Using the material below, repeat exactly the lines from the one with "Emit a component" through the one with "const SCROLL_TOP = 291;", ends included, without any images.

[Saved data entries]

************

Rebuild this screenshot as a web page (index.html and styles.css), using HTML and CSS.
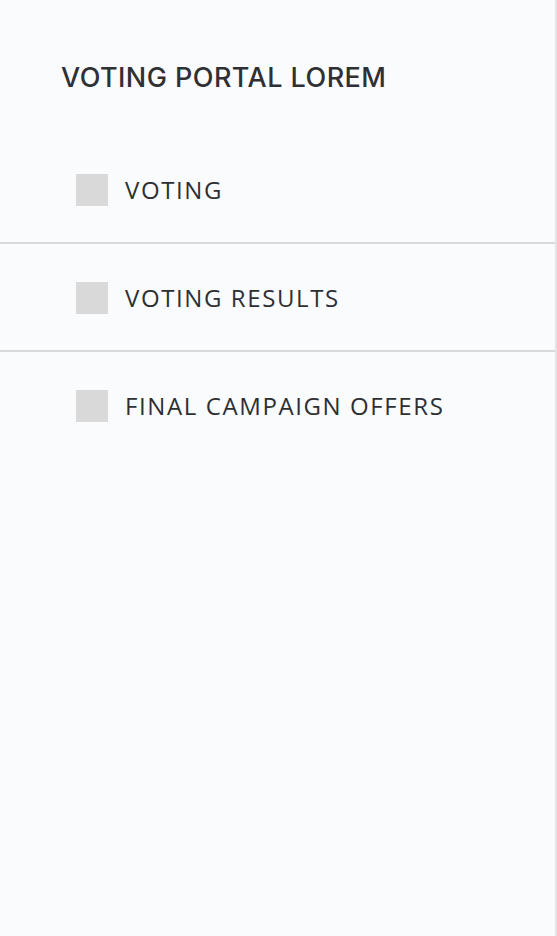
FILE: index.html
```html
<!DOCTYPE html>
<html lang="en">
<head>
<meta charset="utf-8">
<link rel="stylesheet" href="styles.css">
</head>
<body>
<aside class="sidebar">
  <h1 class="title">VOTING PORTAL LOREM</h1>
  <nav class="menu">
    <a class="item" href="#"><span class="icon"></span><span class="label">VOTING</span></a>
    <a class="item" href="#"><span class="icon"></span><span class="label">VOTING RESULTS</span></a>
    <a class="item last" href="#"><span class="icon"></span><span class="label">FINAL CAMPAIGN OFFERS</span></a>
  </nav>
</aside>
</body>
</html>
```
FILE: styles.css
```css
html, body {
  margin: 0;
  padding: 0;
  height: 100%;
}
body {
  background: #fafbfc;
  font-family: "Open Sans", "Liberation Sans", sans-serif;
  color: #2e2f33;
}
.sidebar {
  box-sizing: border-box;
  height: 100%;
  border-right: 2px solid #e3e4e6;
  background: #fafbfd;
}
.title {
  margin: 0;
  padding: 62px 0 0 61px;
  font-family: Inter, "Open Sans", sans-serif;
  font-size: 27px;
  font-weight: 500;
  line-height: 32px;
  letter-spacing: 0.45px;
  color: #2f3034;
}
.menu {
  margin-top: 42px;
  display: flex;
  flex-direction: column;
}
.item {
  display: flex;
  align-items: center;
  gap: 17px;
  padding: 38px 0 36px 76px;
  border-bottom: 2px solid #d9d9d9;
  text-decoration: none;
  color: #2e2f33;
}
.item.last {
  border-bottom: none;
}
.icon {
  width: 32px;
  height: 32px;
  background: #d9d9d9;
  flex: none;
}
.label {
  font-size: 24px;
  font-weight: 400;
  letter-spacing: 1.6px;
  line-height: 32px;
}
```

************

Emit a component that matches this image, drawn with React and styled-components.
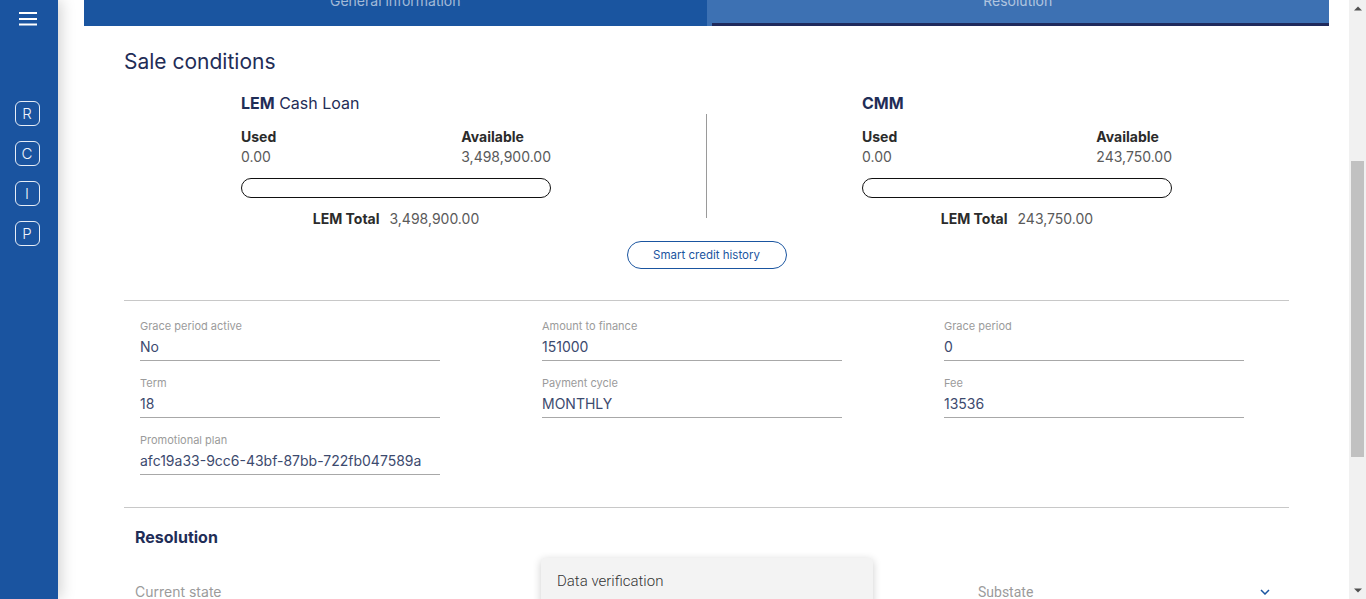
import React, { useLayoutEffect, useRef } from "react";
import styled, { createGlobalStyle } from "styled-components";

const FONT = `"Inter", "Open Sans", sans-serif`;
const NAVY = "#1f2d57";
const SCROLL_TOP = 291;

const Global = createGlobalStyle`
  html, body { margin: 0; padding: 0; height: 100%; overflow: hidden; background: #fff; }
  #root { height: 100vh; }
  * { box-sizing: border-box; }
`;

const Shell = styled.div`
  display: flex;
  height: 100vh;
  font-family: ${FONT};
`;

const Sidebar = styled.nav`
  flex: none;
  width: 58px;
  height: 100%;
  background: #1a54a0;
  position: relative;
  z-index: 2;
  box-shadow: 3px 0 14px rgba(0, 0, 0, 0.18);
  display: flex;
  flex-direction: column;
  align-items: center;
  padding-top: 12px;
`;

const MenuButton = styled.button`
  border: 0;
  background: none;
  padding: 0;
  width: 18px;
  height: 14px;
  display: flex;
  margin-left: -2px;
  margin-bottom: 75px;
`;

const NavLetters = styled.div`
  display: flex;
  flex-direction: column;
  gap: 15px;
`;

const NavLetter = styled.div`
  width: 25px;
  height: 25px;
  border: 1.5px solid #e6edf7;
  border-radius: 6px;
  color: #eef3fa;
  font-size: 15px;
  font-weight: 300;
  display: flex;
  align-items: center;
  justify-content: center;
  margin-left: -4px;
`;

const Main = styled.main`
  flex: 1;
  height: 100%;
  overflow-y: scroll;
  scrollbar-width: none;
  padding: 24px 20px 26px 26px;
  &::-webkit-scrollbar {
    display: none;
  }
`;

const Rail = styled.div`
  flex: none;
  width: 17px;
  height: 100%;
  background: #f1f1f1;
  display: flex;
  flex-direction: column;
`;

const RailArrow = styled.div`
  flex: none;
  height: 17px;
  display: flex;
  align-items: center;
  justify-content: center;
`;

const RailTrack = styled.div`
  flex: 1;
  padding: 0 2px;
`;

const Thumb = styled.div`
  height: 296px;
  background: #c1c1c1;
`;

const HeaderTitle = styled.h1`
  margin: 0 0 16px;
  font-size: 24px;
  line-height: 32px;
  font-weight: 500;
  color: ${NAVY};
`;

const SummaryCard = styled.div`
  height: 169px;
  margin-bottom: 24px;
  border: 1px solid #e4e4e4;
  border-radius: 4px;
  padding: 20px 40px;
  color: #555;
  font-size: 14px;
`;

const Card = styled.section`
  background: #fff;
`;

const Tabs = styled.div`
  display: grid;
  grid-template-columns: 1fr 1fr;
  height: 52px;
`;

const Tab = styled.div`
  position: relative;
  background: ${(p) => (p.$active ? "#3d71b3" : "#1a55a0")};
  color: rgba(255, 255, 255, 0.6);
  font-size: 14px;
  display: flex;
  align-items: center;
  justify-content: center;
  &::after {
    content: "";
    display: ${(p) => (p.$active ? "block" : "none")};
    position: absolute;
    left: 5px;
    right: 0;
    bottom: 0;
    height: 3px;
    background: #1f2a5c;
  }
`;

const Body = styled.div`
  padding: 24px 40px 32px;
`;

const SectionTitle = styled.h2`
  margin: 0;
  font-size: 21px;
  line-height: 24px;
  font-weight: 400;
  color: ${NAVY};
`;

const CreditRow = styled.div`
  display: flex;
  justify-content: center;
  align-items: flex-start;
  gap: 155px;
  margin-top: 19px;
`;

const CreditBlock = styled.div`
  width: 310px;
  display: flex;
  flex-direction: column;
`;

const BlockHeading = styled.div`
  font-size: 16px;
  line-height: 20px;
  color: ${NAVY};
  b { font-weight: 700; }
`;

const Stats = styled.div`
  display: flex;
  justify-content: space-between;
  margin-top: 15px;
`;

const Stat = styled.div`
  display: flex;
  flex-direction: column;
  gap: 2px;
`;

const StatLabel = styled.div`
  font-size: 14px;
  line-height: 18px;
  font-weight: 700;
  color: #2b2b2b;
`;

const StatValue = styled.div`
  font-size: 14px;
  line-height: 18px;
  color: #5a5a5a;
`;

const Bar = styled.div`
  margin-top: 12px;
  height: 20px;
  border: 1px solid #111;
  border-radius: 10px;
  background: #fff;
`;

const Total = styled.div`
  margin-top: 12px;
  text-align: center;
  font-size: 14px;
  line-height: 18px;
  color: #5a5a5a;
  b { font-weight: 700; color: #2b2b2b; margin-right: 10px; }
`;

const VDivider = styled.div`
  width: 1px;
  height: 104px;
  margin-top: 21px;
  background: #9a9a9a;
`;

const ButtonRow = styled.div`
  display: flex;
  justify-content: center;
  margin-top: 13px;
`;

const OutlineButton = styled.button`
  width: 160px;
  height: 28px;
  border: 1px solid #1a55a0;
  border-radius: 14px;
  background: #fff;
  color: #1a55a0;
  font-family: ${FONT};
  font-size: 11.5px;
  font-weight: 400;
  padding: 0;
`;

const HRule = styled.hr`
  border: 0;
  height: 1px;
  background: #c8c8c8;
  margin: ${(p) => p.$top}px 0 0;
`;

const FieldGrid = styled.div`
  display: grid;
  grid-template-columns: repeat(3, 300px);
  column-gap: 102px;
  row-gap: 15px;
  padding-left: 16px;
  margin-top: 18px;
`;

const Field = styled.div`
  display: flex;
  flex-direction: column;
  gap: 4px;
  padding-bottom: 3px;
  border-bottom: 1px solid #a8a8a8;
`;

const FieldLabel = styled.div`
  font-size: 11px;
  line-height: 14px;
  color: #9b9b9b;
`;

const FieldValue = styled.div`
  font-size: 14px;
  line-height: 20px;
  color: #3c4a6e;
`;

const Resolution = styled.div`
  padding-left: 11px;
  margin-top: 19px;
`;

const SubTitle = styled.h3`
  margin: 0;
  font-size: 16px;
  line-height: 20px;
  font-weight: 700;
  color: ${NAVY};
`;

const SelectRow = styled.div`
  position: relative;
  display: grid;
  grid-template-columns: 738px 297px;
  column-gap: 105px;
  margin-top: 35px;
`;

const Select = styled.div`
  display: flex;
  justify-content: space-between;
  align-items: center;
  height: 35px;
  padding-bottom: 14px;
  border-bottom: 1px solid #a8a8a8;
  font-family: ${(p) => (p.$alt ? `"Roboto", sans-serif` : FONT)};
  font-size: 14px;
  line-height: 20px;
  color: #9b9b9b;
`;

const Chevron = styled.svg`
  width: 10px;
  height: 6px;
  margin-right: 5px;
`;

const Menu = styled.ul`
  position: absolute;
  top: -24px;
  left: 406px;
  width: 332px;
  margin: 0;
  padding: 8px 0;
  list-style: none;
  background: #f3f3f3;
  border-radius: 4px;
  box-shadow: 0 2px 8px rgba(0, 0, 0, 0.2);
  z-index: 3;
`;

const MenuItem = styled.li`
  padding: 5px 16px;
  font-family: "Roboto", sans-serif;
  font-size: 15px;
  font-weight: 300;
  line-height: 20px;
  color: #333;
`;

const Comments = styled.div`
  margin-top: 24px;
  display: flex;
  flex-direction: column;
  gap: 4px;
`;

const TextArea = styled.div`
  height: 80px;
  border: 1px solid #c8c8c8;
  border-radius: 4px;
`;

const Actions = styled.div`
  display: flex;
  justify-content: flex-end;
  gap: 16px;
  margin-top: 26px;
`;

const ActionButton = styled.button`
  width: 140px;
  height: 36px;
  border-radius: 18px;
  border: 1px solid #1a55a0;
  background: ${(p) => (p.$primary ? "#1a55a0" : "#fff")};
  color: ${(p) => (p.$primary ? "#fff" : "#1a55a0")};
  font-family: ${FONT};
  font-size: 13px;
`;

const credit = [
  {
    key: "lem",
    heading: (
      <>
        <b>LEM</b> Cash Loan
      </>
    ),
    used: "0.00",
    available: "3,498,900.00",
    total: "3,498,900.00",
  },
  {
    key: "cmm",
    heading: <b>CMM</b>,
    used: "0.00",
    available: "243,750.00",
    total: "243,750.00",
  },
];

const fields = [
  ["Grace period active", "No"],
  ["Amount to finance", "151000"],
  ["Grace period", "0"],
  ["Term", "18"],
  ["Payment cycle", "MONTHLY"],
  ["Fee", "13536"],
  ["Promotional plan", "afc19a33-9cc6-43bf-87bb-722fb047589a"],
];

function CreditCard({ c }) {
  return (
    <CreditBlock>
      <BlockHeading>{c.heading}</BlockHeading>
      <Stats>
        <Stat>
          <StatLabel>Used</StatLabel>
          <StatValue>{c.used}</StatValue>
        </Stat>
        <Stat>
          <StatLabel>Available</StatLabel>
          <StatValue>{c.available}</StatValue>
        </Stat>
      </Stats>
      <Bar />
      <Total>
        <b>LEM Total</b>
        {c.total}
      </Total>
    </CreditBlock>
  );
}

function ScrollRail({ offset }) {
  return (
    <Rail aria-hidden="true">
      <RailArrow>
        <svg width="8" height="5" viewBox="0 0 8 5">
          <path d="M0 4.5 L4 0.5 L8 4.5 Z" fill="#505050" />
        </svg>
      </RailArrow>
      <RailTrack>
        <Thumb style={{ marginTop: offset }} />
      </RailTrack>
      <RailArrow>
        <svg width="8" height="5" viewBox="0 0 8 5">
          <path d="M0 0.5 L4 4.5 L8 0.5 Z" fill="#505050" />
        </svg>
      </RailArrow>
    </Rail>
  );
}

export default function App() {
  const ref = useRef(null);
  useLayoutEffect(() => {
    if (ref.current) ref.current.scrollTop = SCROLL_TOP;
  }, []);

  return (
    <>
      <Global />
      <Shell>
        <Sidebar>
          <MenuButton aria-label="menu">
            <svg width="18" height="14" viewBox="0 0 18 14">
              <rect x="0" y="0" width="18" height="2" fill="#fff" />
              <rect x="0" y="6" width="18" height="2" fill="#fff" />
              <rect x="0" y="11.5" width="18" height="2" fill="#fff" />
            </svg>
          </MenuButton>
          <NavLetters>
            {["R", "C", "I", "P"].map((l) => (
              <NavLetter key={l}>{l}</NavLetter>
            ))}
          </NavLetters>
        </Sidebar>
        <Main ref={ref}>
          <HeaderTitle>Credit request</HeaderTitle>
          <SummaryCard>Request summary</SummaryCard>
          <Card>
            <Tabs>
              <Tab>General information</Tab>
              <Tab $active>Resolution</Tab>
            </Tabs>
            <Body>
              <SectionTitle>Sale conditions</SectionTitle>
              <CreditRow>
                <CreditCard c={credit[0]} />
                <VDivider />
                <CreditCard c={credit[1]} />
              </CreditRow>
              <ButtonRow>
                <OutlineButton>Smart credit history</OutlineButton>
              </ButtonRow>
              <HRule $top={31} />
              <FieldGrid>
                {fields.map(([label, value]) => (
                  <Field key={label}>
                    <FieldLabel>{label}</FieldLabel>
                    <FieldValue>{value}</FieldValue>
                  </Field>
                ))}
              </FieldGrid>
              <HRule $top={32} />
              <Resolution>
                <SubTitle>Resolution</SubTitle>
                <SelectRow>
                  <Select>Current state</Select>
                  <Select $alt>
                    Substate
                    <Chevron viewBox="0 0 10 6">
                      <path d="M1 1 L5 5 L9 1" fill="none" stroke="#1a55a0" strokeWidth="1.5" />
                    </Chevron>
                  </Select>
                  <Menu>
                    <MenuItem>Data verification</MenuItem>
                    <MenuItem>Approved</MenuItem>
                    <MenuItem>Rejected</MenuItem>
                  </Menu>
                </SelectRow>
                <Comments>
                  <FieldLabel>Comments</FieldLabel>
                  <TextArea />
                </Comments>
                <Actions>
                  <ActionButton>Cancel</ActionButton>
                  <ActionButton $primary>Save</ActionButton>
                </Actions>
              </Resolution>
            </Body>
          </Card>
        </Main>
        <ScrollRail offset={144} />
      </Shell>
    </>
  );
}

************

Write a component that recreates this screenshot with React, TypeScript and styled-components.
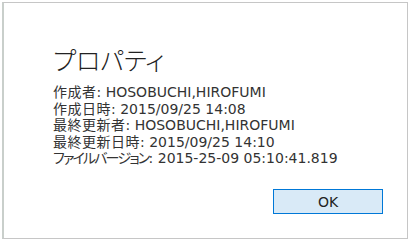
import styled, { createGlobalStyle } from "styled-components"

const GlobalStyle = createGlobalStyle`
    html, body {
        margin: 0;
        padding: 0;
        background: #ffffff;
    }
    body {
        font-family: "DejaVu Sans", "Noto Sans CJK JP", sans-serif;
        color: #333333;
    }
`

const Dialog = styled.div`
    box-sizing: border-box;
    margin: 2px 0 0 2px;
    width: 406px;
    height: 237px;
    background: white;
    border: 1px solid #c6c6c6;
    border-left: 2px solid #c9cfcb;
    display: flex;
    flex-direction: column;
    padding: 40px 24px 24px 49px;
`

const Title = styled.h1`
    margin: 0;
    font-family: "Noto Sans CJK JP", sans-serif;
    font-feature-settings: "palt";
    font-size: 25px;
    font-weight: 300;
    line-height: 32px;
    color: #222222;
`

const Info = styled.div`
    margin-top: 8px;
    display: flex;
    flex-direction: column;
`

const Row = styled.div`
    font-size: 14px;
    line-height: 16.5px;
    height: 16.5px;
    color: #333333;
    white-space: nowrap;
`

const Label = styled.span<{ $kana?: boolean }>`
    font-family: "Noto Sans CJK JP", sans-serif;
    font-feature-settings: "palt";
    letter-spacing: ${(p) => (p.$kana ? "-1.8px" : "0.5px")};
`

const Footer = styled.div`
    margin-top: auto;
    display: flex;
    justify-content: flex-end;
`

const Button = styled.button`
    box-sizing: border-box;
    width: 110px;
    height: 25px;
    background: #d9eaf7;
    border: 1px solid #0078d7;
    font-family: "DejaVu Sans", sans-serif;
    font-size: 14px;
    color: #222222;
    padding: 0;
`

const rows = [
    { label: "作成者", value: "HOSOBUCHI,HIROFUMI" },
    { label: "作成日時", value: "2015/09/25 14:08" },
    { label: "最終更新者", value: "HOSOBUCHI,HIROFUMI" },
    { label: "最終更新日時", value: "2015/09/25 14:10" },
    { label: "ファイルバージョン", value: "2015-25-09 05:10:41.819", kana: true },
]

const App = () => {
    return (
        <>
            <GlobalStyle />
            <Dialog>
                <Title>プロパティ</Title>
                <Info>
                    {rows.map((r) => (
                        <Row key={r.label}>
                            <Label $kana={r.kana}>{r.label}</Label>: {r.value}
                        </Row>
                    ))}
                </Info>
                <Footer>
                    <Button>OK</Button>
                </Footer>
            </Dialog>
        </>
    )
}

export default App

************

■ RESPONSE:
Emit a component that matches this image, drawn with React and styled-components.
import React, { useLayoutEffect, useRef } from "react";
import styled, { createGlobalStyle } from "styled-components";

const FONT = `"Inter", "Open Sans", sans-serif`;
const NAVY = "#1f2d57";
const SCROLL_TOP = 291;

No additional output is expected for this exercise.